3
votes

We have table "Customers" with email and siteId columns. And there's an index consisting of those two columns. So, related queries were always using this index when performing queries and filtering by email, like this one:

select * from customers where email = '[email protected]';

We can assure the index was used because we have checked the query with explain plan. Now, we had an interesting case yesterday. The same query with a clause "email = '[email protected]' was not using index at all. Explain plan showed oracle did full scan. The table contains millions of records, so this query without index was hitting 30 seconds. Interesting part is the query did use index with any of other email values ([email protected], [email protected]). What are the reasons why oracle didn't use index?

One reason that comes to me the index does not contain such value, so at first oracle traverses the index and then does full scan, but then explain plan should show it performed index scan. In our case explain plan just shows full scan. The other reason it's somehow related with db restore but also not sure how it can be that index does not contain such value.

UPDATE All the tables after restore, have last_analyzed date value of one week old. In this particular case with the email, all the emails are updated to some random values due to customer privacy after update. Customer table have several millions records so yes, there's a quite huge change after restore but still don't understand how it can be related with not using an email because this customer table already have millions of records before restore.

UPDATE2 the index is used after we performed gathering statistics on the table.

UDATE3 well, all the email values are unique in customer table, so it's unlikely CBO decided there are too many rows with such particular email.
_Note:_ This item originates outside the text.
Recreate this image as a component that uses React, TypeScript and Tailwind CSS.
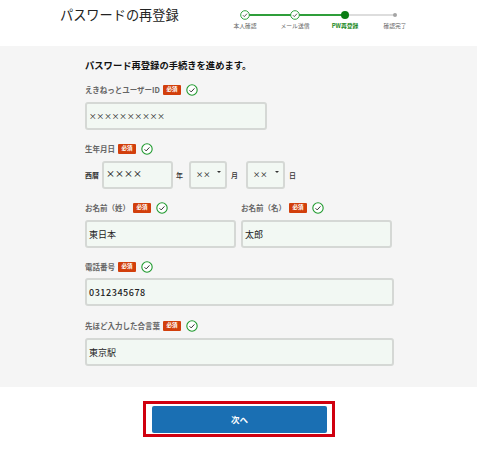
import React from "react";

function Check({ size = 13 }: { size?: number }) {
  return (
    <svg width={size} height={size} viewBox="0 0 22 22" fill="none" className="shrink-0">
      <circle cx="11" cy="11" r="9.5" stroke="#1f9a2e" strokeWidth="2" fill="#fff" />
      <path d="M6.5 11.5l3 3 6-6.5" stroke="#333" strokeWidth="1.8" fill="none" />
    </svg>
  );
}

function Label({ text }: { text: string }) {
  return (
    <div className="flex items-center h-[14px]">
      <span className="text-[7.5px] font-bold text-[#666] leading-none">{text}</span>
      <span className="ml-[3px] w-[18px] h-[10px] rounded-[1px] bg-[#d23f0c] text-white text-[5.5px] font-bold flex items-center justify-center leading-none">必須</span>
      <span className="ml-[5px] flex"><Check size={12} /></span>
    </div>
  );
}

const box = "h-[28px] rounded-[3px] border-2 border-[#d5d8d5] bg-[#f2f8f3] flex items-center pl-[2px] text-[#222] text-[9px] leading-none";

function Step({ label, state }: { label: string; state: "done" | "now" | "todo" }) {
  return (
    <div className="w-[50px] flex flex-col items-center">
      <div className="h-[12px] flex items-center justify-center">
        {state === "done" && <Check size={10} />}
        {state === "now" && <div className="w-[8px] h-[8px] rounded-full bg-[#0a7d14]" />}
        {state === "todo" && <div className="w-[4px] h-[4px] rounded-full bg-[#a5a5a5]" />}
      </div>
      <div className={state === "now" ? "mt-[1px] text-[5.8px] leading-[8px] font-bold text-[#1a8a25] whitespace-nowrap" : "mt-[1px] text-[5.8px] leading-[8px] text-[#666] whitespace-nowrap"}>{label}</div>
    </div>
  );
}

export default function App() {
  return (
    <div className="w-[477px] h-[453px] bg-white overflow-hidden font-['Noto_Sans_CJK_JP','Noto_Sans',sans-serif]">
      <header className="h-[46px] flex items-start pl-[60px]">
        <h1 className="mt-[6px] text-[13.2px] leading-[18px] font-normal text-[#222] w-[160px] whitespace-nowrap">パスワードの再登録</h1>
        <div className="relative mt-[9px] flex">
          <div className="absolute left-[25px] top-[5px] w-[100px] h-[1.5px] bg-[#2f9e3a]" />
          <div className="absolute left-[125px] top-[5px] w-[49px] h-[1.5px] bg-[#dddddd]" />
          <div className="relative flex">
            <Step label="本人確認" state="done" />
            <Step label="メール送信" state="done" />
            <Step label="PW再登録" state="now" />
            <Step label="確認完了" state="todo" />
          </div>
        </div>
      </header>

      <main className="h-[341px] bg-[#f5f5f5] pl-[85px] pt-[12px]">
        <h2 className="text-[9.3px] leading-[14px] font-bold text-[#111]">パスワード再登録の手続きを進めます。</h2>
        <div className="mt-[11px]"><Label text="えきねっとユーザーID" /></div>
        <div className={`${box} mt-[5px] w-[182px] !text-[7.6px]`}>××××××××××</div>

        <div className="mt-[12px]"><Label text="生年月日" /></div>
        <div className="mt-[5px] flex items-center text-[7px] font-medium text-[#333] leading-none">
          <span className="w-[17px] font-bold">西暦</span>
          <div className={`${box} w-[71px] !items-start pt-[6px]`}>××××</div>
          <span className="ml-[3px] w-[13px]">年</span>
          <div className={`${box} w-[38px] !pl-[5px] !text-[7.2px] relative`}>
            ××
            <span className="absolute right-[4px] top-[8px] border-x-[2px] border-t-[2px] border-x-transparent border-t-[#333]" />
          </div>
          <span className="ml-[4px] w-[15px]">月</span>
          <div className={`${box} w-[39px] !pl-[5px] !text-[7.2px] relative`}>
            ××
            <span className="absolute right-[4px] top-[8px] border-x-[2px] border-t-[2px] border-x-transparent border-t-[#333]" />
          </div>
          <span className="ml-[4px]">日</span>
        </div>

        <div className="mt-[12px] flex gap-[5px]">
          <div className="w-[151px]">
            <Label text="お名前（姓）" />
            <div className={`${box} mt-[5px]`}>東日本</div>
          </div>
          <div className="w-[151px]">
            <Label text="お名前（名）" />
            <div className={`${box} mt-[5px]`}>太郎</div>
          </div>
        </div>

        <div className="mt-[12px]"><Label text="電話番号" /></div>
        <div className={`${box} mt-[4px] w-[309px] tracking-[0.55px] font-medium`}>0312345678</div>

        <div className="mt-[13px]"><Label text="先ほど入力した合言葉" /></div>
        <div className={`${box} mt-[5px] w-[309px]`}>東京駅</div>
      </main>

      <div className="flex justify-center pt-[14px]">
        <div className="w-[192px] h-[36px] border-[3px] border-[#d0000f] flex items-center justify-center">
          <button className="ml-[2px] w-[175px] h-[27px] rounded-[2px] bg-[#1a6fb3] text-white text-[8.5px] font-bold leading-none">次へ</button>
        </div>
      </div>
    </div>
  );
}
It's just there are a lot of emails with the same starting characters "random..." but that should not be considered as identical values, right?

2
Did the table contains frequent insertion and deletion? - arunb2w
It wouldn't do a full scan if it didn't find an index hit; it will do one or the other, not both. (Did it do a full index scan, or a full table scan?) Assuming your stats are current, does the index have histograms, and do you have a lot of addresses similar to the one that behaved differently? - Alex Poole
I do agree with Alex, this could be possible reason that since the cardinality for a particular email id is high, Oracle is going for full table scan. - San
Were the stats last gathered before the emails were updated to random values? If so perhaps there were a lot of similar (or identical) values originally, and your updated/random value just happens to be aligning with a popular original choice. If gathering stats solved it, then great *8-) - Alex Poole

2 Answers

2
votes

The server will not look at the data in the index and then scan the table if not found. Before it does anything, it will look at the statistics to see if it should use an index or scan the table. I would guess that the email address passed, for some reason, made oracle think it would be better to scan the table than look at the index. There are too many factors to come to an exact conclusion. Check out this information on the statistics Oracle Doc on Stats. You might look at changing the amount of data the statistic for the index covers and it will help.

0
votes

Histograms only consider the first 32 bytes. How large are the same starting characters? See this Oracle Optimizer post for details.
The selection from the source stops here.